• [WHAT IS NEEDED] Please list all lines of the material below in which the string "this" occurs.

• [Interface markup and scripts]

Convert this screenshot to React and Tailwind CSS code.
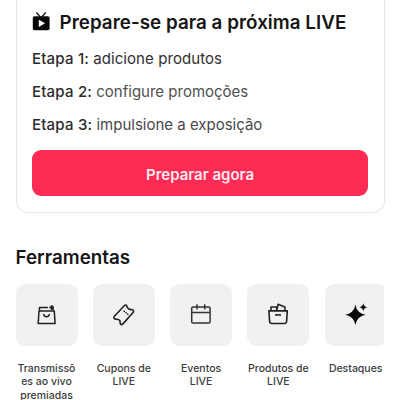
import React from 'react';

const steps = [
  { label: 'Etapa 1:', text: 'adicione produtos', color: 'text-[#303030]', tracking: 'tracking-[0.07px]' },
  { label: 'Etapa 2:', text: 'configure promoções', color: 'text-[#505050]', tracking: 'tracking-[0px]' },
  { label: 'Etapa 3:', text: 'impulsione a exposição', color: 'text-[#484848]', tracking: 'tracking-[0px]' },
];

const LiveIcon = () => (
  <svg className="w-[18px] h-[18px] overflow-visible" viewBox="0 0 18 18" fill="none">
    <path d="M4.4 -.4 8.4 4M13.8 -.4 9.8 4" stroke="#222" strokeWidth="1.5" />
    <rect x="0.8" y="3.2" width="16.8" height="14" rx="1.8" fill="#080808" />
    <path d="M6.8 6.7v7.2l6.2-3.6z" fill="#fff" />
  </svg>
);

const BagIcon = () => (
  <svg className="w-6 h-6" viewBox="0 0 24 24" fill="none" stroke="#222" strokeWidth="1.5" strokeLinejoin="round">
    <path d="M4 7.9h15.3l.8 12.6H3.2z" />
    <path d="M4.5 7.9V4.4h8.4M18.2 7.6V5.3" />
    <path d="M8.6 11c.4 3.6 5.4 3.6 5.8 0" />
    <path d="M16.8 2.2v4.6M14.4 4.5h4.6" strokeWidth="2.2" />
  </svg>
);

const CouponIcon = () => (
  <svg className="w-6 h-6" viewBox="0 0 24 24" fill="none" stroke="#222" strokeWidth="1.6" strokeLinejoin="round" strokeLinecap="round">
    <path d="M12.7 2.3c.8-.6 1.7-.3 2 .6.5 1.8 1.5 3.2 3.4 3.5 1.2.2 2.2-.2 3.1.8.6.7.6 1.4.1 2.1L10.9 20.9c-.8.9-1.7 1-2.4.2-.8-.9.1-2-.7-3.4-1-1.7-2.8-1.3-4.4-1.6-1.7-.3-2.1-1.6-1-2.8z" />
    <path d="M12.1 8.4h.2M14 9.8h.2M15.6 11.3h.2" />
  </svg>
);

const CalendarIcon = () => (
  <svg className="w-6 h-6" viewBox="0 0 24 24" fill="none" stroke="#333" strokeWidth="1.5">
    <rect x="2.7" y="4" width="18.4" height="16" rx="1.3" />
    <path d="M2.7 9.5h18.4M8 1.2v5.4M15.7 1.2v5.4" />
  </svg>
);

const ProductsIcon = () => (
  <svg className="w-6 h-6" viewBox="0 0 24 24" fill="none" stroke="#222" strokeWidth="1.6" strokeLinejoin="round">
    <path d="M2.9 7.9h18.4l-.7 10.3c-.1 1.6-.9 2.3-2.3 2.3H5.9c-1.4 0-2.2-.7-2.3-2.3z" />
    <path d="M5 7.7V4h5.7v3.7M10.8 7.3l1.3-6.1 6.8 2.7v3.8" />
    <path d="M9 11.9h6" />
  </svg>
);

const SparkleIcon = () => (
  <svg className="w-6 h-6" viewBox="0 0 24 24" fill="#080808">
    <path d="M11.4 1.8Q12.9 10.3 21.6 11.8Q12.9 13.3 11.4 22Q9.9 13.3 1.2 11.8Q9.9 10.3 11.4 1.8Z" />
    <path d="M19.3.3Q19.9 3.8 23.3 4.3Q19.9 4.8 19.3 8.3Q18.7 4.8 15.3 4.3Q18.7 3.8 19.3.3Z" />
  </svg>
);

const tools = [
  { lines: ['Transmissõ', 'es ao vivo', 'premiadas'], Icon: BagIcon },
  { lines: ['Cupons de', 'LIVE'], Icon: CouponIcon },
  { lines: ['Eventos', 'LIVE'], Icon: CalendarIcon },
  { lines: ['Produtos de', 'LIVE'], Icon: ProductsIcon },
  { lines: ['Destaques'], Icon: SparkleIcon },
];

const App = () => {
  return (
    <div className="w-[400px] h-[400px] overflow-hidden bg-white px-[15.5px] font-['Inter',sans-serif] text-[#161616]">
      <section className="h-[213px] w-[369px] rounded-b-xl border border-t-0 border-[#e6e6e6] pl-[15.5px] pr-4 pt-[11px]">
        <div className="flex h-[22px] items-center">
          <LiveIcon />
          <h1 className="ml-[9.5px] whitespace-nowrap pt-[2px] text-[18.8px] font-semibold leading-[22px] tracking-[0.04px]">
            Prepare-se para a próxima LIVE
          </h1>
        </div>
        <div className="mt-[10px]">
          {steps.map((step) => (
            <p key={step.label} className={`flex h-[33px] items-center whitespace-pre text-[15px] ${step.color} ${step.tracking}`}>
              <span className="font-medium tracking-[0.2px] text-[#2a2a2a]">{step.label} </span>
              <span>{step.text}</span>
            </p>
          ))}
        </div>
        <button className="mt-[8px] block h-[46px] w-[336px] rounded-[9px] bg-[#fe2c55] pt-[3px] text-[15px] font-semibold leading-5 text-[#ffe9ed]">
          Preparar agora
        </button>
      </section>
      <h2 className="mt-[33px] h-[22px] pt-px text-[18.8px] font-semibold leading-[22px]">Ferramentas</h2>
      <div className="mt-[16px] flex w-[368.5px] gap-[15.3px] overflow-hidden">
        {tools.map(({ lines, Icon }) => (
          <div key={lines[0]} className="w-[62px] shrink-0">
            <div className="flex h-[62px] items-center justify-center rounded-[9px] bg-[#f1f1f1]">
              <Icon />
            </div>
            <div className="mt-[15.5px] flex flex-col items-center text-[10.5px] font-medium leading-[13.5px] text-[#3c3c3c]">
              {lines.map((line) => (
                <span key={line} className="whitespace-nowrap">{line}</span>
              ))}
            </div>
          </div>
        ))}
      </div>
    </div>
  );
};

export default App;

* * *

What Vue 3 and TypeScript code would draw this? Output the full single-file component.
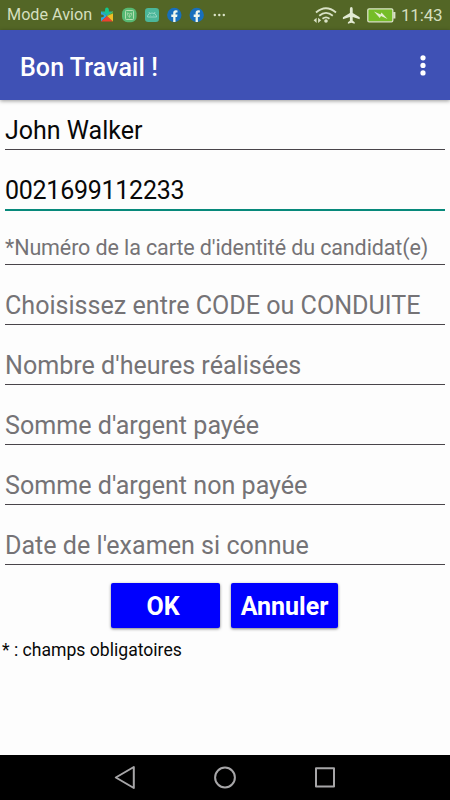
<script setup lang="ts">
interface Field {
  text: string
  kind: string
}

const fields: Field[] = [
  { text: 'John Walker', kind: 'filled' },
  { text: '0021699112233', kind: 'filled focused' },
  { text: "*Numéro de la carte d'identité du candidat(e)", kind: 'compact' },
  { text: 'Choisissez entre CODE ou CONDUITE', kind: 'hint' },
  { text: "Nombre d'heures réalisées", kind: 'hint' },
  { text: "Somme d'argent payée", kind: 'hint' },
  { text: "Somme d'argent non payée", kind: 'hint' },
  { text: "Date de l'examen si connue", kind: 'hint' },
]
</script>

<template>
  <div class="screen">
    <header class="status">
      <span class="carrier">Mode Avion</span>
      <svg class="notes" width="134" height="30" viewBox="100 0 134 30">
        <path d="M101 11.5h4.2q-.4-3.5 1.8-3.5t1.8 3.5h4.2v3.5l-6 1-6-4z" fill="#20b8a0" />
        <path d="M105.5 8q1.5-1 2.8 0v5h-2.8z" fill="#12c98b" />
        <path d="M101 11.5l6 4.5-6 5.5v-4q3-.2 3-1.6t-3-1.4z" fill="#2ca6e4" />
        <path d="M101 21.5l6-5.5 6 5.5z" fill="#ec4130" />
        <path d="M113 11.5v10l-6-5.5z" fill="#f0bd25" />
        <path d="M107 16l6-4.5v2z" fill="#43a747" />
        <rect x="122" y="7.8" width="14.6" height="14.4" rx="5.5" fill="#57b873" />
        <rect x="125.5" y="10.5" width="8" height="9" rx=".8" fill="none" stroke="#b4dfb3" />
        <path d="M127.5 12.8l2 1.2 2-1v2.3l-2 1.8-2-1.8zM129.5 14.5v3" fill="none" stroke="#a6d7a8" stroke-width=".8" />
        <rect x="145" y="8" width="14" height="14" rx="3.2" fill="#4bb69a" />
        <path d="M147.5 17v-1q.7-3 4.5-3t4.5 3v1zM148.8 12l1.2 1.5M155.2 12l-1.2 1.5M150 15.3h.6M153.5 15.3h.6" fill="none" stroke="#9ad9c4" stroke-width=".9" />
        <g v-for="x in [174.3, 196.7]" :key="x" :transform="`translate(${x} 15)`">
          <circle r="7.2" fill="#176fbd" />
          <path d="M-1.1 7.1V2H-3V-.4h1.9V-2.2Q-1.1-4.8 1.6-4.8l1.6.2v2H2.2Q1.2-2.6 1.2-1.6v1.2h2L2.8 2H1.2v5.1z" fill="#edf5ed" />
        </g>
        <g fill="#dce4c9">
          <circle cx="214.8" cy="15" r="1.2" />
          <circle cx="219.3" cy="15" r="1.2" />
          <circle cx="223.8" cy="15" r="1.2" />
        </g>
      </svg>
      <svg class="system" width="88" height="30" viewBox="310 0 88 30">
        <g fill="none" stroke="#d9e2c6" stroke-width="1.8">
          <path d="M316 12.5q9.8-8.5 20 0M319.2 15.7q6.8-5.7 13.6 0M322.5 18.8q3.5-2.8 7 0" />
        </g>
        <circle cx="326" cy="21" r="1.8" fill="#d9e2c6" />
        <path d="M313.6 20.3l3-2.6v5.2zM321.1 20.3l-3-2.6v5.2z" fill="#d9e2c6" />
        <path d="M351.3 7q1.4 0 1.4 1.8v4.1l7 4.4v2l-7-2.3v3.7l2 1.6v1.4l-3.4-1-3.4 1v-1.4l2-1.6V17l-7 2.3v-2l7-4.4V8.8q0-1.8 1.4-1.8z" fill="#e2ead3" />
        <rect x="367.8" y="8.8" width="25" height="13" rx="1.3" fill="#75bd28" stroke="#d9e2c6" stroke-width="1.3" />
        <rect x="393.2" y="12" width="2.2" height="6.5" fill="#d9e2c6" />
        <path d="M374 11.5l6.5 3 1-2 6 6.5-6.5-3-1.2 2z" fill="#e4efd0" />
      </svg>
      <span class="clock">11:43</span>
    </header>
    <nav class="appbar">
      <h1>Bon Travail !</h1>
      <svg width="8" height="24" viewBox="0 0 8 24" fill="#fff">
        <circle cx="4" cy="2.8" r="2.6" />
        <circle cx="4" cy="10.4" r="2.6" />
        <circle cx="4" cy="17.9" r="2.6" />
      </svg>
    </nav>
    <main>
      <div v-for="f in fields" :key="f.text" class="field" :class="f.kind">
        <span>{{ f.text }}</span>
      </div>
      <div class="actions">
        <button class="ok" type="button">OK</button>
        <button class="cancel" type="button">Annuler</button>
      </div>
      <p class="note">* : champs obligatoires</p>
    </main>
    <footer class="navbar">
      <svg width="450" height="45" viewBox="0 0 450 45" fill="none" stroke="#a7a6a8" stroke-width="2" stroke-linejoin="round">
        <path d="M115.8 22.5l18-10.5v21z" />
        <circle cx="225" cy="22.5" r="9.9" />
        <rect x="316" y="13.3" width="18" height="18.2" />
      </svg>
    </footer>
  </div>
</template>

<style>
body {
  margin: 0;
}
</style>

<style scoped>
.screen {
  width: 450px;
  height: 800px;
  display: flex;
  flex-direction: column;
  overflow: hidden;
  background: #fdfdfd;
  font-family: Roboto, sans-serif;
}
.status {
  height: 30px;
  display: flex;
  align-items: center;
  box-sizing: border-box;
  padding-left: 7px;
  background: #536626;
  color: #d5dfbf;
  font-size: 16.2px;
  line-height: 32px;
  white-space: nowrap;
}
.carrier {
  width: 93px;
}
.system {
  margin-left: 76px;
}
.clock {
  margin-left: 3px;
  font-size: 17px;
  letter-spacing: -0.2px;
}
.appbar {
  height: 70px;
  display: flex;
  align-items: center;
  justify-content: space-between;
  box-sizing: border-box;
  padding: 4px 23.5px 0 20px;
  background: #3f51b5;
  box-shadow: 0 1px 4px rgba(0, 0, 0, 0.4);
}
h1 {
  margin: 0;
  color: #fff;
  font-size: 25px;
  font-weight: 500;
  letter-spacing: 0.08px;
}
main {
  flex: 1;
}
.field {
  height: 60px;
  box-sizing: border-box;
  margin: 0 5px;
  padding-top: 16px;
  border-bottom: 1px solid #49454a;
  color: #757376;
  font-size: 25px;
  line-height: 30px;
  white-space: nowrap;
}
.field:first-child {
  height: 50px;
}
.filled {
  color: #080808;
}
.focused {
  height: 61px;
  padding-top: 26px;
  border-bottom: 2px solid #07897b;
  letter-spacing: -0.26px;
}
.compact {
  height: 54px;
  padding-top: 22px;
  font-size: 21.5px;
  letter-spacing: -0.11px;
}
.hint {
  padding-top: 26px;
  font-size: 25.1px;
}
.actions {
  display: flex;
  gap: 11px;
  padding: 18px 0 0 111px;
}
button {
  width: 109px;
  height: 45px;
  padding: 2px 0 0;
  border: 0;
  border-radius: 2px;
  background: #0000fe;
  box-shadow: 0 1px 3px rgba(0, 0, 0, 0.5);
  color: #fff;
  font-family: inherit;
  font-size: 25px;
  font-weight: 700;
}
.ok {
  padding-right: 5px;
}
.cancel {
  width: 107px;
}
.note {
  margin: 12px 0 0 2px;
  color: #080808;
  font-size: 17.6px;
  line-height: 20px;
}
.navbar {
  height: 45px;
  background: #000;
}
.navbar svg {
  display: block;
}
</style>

• [WRITTEN ANSWER]
Convert this screenshot to React and Tailwind CSS code.
What Vue 3 and TypeScript code would draw this? Output the full single-file component.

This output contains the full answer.